Alles wird einzig aus dem Grund der Sicherheit so gehandhabt. Natürlich ist Sicherheit in der modernen Formel 1 ein zentrales Element, doch David Coulthard findet, man kann es auch übertreiben. "Sie haben gesagt, dass es 'potenziell gefährlich' sei. Aber wen haben Webber und Alonso denn in Gefahr gebracht? In Realität höchstens sich selbst", schreibt er in seiner BBC-Kolumne. Und das würden Rennfahrer sowieso jedes Mal tun, wenn sie in den Boliden steigen.

Der ehemalige Teamkollege des bestraften Australiers sieht eigentlich gar keine Sicherheitsbedenken, denn die Auslaufrunde sei der sicherste Zeitpunkt am gesamten Wochenende. "Ich würde keinem Rennfahrer in irgendeinem anderen Umstand trauen, aber in der Auslaufrunde nach einem Grand Prix macht er nur eines: Das Auto kontrolliert zurückbringen - egal in welcher Stimmung er ist", so der Schotte.

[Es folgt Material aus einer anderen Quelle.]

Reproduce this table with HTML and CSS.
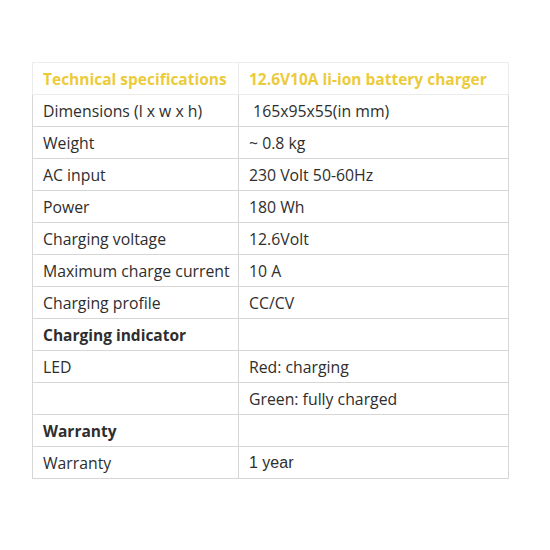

Auch wenn Regeln nun einmal Regeln sind, betont Coulthard, dass er die daraus resultierende Strafversetzung von Mark Webber für "viel zu hart" halte. "Natürlich sollten Regeln eingehalten werden, aber das heißt nicht, dass eine schlechte Regel bleiben sollte." Doch der Ex-Pilot sagt dies aus Überzeugung und nicht, weil der Australier mal sein ehemaliger Teamkollege gewesen ist oder besonders sympathisch sei. "Es hat auch nichts damit zu tun, dass es seine letzte Saison ist. Es ist einfach falsch."